--- Start Material for the task ---
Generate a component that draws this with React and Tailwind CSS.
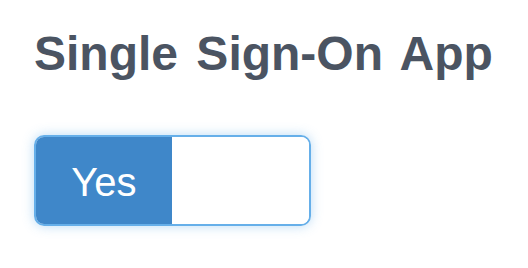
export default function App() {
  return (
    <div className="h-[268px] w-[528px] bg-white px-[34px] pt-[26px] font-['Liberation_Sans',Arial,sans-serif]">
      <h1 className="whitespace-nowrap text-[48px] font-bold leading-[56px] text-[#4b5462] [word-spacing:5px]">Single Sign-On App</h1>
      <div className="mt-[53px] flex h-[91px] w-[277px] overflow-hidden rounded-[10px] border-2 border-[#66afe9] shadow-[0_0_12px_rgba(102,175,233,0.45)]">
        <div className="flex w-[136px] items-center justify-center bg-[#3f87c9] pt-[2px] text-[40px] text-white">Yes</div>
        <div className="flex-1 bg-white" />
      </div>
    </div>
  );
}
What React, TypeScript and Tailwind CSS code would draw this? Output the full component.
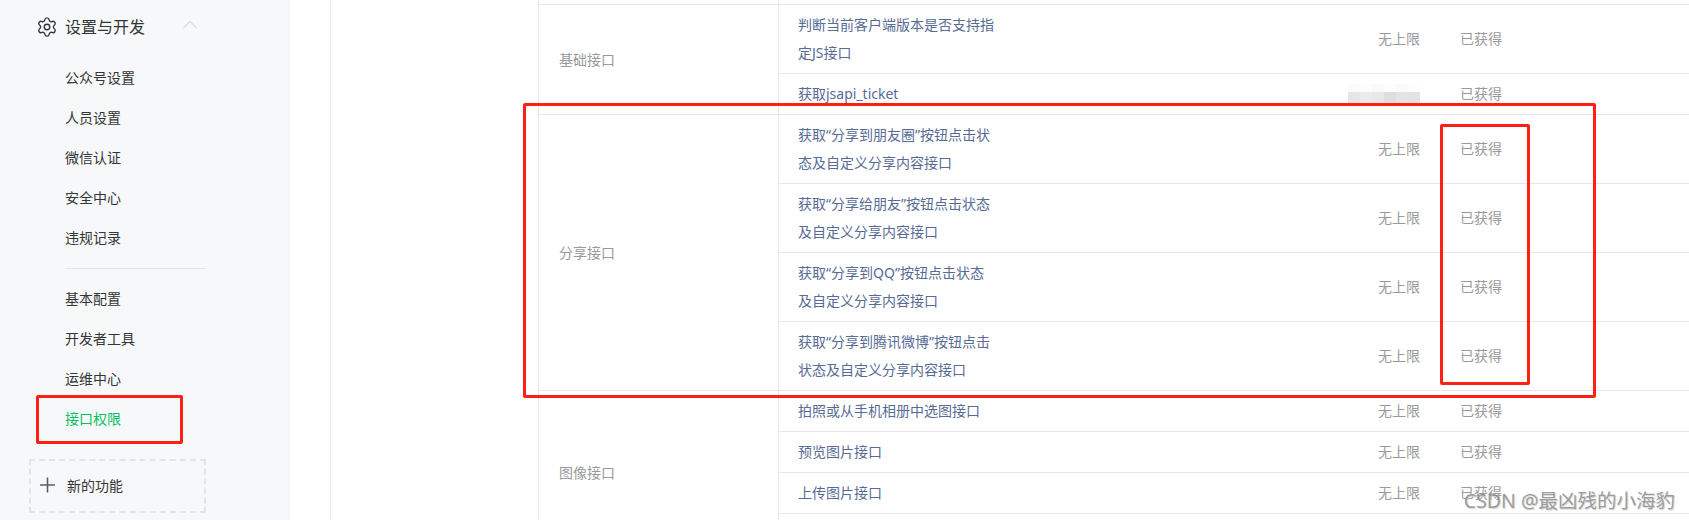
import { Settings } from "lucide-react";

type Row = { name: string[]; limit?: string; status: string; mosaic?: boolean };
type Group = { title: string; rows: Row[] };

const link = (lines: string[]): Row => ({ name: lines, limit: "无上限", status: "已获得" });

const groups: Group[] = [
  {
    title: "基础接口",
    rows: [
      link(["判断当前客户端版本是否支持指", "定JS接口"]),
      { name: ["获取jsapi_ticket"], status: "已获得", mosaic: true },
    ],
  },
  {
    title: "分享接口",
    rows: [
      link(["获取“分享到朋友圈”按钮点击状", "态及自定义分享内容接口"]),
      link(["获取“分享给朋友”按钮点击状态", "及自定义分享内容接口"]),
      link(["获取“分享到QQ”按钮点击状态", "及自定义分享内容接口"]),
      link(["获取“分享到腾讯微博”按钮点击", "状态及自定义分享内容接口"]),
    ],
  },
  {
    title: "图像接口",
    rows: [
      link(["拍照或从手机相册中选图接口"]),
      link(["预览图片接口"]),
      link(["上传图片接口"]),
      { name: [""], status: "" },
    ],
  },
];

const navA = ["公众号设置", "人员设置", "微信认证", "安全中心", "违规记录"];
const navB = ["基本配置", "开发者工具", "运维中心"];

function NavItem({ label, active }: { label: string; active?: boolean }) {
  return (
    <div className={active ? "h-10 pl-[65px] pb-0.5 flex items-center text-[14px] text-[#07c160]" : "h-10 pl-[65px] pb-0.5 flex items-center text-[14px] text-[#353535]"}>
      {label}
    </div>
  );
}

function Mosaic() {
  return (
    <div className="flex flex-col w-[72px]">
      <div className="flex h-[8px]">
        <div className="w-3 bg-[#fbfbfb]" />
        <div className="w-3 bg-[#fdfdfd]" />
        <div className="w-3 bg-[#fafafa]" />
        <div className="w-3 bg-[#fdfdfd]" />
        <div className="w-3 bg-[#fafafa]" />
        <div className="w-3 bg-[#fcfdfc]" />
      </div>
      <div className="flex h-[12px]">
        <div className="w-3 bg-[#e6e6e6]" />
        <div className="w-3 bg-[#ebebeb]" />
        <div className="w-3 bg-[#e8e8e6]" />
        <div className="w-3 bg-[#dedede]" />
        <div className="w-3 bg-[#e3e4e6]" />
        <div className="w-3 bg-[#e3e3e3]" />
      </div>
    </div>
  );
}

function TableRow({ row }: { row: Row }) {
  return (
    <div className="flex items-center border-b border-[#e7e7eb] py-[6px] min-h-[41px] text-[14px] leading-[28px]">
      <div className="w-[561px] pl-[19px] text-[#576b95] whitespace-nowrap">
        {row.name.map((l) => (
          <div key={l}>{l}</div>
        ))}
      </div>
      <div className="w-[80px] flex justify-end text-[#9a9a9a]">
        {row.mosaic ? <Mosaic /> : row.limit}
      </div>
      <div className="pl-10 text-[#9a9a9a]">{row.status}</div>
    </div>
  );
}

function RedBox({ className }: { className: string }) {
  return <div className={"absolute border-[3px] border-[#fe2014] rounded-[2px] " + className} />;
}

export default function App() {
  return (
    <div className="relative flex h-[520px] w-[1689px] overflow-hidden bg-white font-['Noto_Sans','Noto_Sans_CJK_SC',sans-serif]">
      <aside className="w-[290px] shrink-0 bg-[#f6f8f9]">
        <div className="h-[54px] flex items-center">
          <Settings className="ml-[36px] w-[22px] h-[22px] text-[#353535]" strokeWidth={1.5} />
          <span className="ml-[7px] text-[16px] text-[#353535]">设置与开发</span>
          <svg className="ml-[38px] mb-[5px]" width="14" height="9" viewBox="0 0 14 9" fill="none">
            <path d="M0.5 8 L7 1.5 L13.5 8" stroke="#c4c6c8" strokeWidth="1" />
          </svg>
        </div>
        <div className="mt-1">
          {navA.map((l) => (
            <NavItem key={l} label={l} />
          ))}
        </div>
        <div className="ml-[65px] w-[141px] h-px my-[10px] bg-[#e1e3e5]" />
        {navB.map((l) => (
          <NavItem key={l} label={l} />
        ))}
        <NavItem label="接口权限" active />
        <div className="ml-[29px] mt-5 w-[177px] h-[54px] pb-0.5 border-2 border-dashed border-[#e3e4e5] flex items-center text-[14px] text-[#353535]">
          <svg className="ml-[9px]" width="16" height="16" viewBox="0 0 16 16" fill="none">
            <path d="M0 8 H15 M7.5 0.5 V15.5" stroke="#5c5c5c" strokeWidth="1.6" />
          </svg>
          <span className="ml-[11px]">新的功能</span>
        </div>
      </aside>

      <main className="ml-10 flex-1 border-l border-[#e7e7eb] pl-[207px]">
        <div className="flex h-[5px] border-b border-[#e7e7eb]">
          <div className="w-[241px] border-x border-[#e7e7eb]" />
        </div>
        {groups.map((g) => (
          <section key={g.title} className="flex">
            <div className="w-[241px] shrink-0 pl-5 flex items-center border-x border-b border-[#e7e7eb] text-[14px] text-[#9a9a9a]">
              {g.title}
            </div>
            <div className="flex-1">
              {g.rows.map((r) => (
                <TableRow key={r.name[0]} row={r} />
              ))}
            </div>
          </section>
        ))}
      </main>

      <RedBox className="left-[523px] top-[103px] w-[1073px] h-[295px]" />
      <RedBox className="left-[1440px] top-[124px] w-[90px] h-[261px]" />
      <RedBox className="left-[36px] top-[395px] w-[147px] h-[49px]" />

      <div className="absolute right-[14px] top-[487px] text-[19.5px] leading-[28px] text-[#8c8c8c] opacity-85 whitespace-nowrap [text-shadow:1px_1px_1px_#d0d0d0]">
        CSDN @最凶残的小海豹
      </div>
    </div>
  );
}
--- End Material for the task ---
Stated exercise: Above are some entries. Restate word for word the lines from the one holding "What React, TypeScript" through the one holding "const link = (lines: string[]): Row", but not the pictures.

Completed task:
What React, TypeScript and Tailwind CSS code would draw this? Output the full component.
import { Settings } from "lucide-react";

type Row = { name: string[]; limit?: string; status: string; mosaic?: boolean };
type Group = { title: string; rows: Row[] };

const link = (lines: string[]): Row => ({ name: lines, limit: "无上限", status: "已获得" });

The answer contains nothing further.